Wired has a very fascinating interview with Edward Snowden. You should go read the whole thing, among other things, for the swell picture of Snowden posing with Michael Hayden at some black tie event in 2011.
But I wanted to point to this incident.
One day an intelligence officer told him that TAO—a division of NSA hackers—had attempted in 2012 to remotely install an exploit in one of the core routers at a major Internet service provider in Syria, which was in the midst of a prolonged civil war. This would have given the NSA access to email and other Internet traffic from much of the country. But something went wrong, and the router was bricked instead—rendered totally inoperable. The failure of this router caused Syria to suddenly lose all connection to the Internet—although the public didn’t know that the US government was responsible. (This is the first time the claim has been revealed.)
Inside the TAO operations center, the panicked government hackers had what Snowden calls an “oh shit” moment. They raced to remotely repair the router, desperate to cover their tracks and prevent the Syrians from discovering the sophisticated infiltration software used to access the network. But because the router was bricked, they were powerless to fix the problem.
Fortunately for the NSA, the Syrians were apparently more focused on restoring the nation’s Internet than on tracking down the cause of the outage. Back at TAO’s operations center, the tension was broken with a joke that contained more than a little truth: “If we get caught, we can always point the finger at Israel.”
I assume — but am not certain — this was the outage in question. If so, the response is instructive. At least 3 US-based Internet security firms reported that Syria had brought down the Internet. Were they making stuff up, unable to determine what really happened, or just repeating something US officials told them?
I’m just as interested that — just 6 months after David Sanger’s reporting on how the Israelis let StuxNet escape…
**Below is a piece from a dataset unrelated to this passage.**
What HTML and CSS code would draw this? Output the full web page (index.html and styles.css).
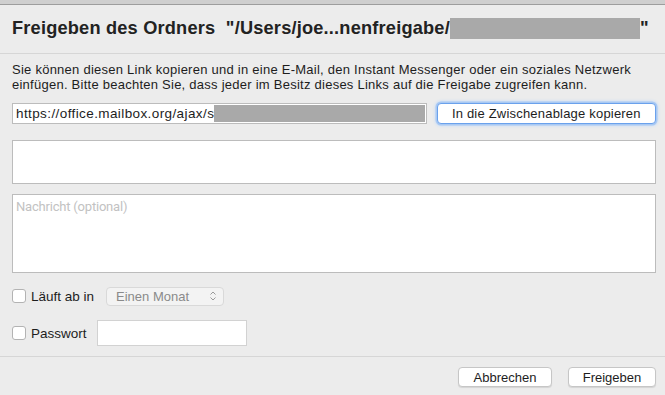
FILE: index.html
```html
<!DOCTYPE html>
<html lang="de">
<head>
  <meta charset="UTF-8" />
  <title>Freigeben des Ordners</title>
  <meta name="viewport" content="width=device-width, initial-scale=1" />
  <link rel="stylesheet" href="styles.css">
</head>
<body>
  <!-- Fensterrand oben -->
  <div class="window-edge"></div>

  <header class="dialog-head">
    <h1>Freigeben des Ordners &nbsp;"/Users/joe...nenfreigabe/<span class="redacted title-redacted"></span>"</h1>
  </header>

  <main class="dialog-body">
    <p class="hint">Sie können diesen Link kopieren und in eine E-Mail, den Instant Messenger oder ein soziales Netzwerk einfügen. Bitte beachten Sie, dass jeder im Besitz dieses Links auf die Freigabe zugreifen kann.</p>

    <!-- Link + Kopieren -->
    <div class="link-row">
      <div class="link-field">
        <span class="link-text">https://office.mailbox.org/ajax/s</span><span class="redacted link-redacted"></span>
      </div>
      <button type="button" class="btn btn-focus">In die Zwischenablage kopieren</button>
    </div>

    <div class="box recipients"></div>
    <div class="box message"><span class="placeholder">Nachricht (optional)</span></div>

    <!-- Optionen -->
    <div class="option-row">
      <label class="check"><span class="checkbox"></span>Läuft ab in</label>
      <div class="select">
        <span>Einen Monat</span>
        <svg viewBox="0 0 8 12" class="chevrons">
          <path d="M1.5 4.5 L4 2 L6.5 4.5 M1.5 7.5 L4 10 L6.5 7.5" />
        </svg>
      </div>
    </div>
    <div class="option-row pw-row">
      <label class="check"><span class="checkbox"></span>Passwort</label>
      <div class="pw-field"></div>
    </div>
  </main>

  <footer class="dialog-foot">
    <button type="button" class="btn">Abbrechen</button>
    <button type="button" class="btn btn-share">Freigeben</button>
  </footer>
</body>
</html>
```

FILE: styles.css
```css
:root {
  --bg: #ececec;
  --line: #d6d6d6;
  --field-border: #bcbcbc;
  --text: #1d1d1d;
  --redact: #a9a9a9;
}

* { box-sizing: border-box; margin: 0; padding: 0; }

html, body {
  width: 100%; height: 100%;
  background: var(--bg);
  color: var(--text);
  font-family: "Liberation Sans", Arial, sans-serif;
  font-size: 13px;
  overflow: hidden;
}

.window-edge {
  height: 5px;
  background: #cfcfcf;
  border-bottom: 1px solid #9d9d9d;
}

.dialog-head {
  height: 49px;
  padding: 10px 12px 0 12px;
  border-bottom: 1px solid var(--line);
}
.dialog-head h1 {
  font-size: 18.2px;
  font-weight: 700;
  letter-spacing: 0.2px;
  line-height: 26px;
  white-space: nowrap;
  color: #222;
}
.redacted {
  display: inline-block;
  background: var(--redact);
}
.title-redacted {
  width: 190px;
  height: 21px;
  vertical-align: -5px;
}

.dialog-body {
  padding: 8px 9px 0 12px;
}

.hint {
  line-height: 15px;
  letter-spacing: 0.25px;
  margin-bottom: 11px;
  width: 645px;
}

.link-row {
  display: flex;
  align-items: center;
  gap: 10px;
  margin-bottom: 16px;
}
.link-field {
  width: 416px;
  height: 21px;
  background: #fff;
  border: 1px solid var(--field-border);
  padding: 1px 1px 1px 3px;
  display: flex;
  align-items: center;
  white-space: nowrap;
}
.link-text {
  font-size: 13.5px;
  letter-spacing: 0.4px;
}
.link-redacted {
  flex: 1;
  height: 17px;
}

.btn {
  font-family: inherit;
  font-size: 13px;
  color: var(--text);
  background: #fff;
  border: 1px solid #c6c6c6;
  border-radius: 4px;
  height: 20px;
  padding: 0 12px;
  box-shadow: 0 1px 1px #0000001a;
}
.btn-focus {
  width: 220px;
  height: 21px;
  letter-spacing: 0.2px;
  border-color: #6aa1ec;
  box-shadow: 0 0 0 1.5px #a9c9f3, 0 0 3px 2px #c5dbf7;
}

.box {
  width: 644px;
  background: #fff;
  border: 1px solid var(--field-border);
}
.recipients {
  height: 44px;
  margin-bottom: 10px;
}
.message {
  height: 79px;
  padding: 4px 3px;
  margin-bottom: 13px;
}
.placeholder {
  font-family: Roboto, "Liberation Sans", sans-serif;
  color: #c2c2c2;
  font-size: 13px;
  letter-spacing: -0.2px;
}

.option-row {
  display: flex;
  align-items: center;
  height: 20px;
  margin-bottom: 14px;
}
.pw-row {
  height: 26px;
  margin-bottom: 10px;
}
.check {
  display: flex;
  align-items: center;
  gap: 5px;
  font-size: 13.5px;
}
.checkbox {
  width: 14px;
  height: 14px;
  background: #fff;
  border: 1px solid #b3b3b3;
  border-radius: 3px;
}
.select {
  margin-left: 12px;
  width: 118px;
  height: 19px;
  background: #f3f3f3;
  border: 1px solid #d9d9d9;
  border-radius: 4px;
  display: flex;
  align-items: center;
  justify-content: space-between;
  padding: 0 6px 0 9px;
  color: #8a8a8a;
}
.chevrons {
  width: 8px;
  height: 12px;
  fill: none;
  stroke: #9a9a9a;
  stroke-width: 1;
}
.pw-field {
  margin-left: 10px;
  width: 150px;
  height: 26px;
  background: #fff;
  border: 1px solid #d2d2d2;
}

.dialog-foot {
  border-top: 1px solid var(--line);
  display: flex;
  justify-content: flex-end;
  gap: 16px;
  padding: 10px 9px 0 0;
}
.dialog-foot .btn { width: 94px; }
.dialog-foot .btn-share { width: 88px; }
```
An error in the code, they said, had led it to spread to an engineer’s computer when it was hooked up to the centrifuges. When the engineer left Natanz and connected the computer to the Internet, the American- and Israeli-made bug failed to recognize that its environment had changed. It began replicating itself all around the world. Suddenly, the code was exposed, though its intent would not be clear, at least to ordinary computer users.
“We think there was a modification done by the Israelis,” one of the briefers told the president, “and we don’t know if we were part of that activity.”
NSA’s hackers joked they might hide a major fuck-up by blaming Israel.
I’m sure that’s all just a coinkydink, though.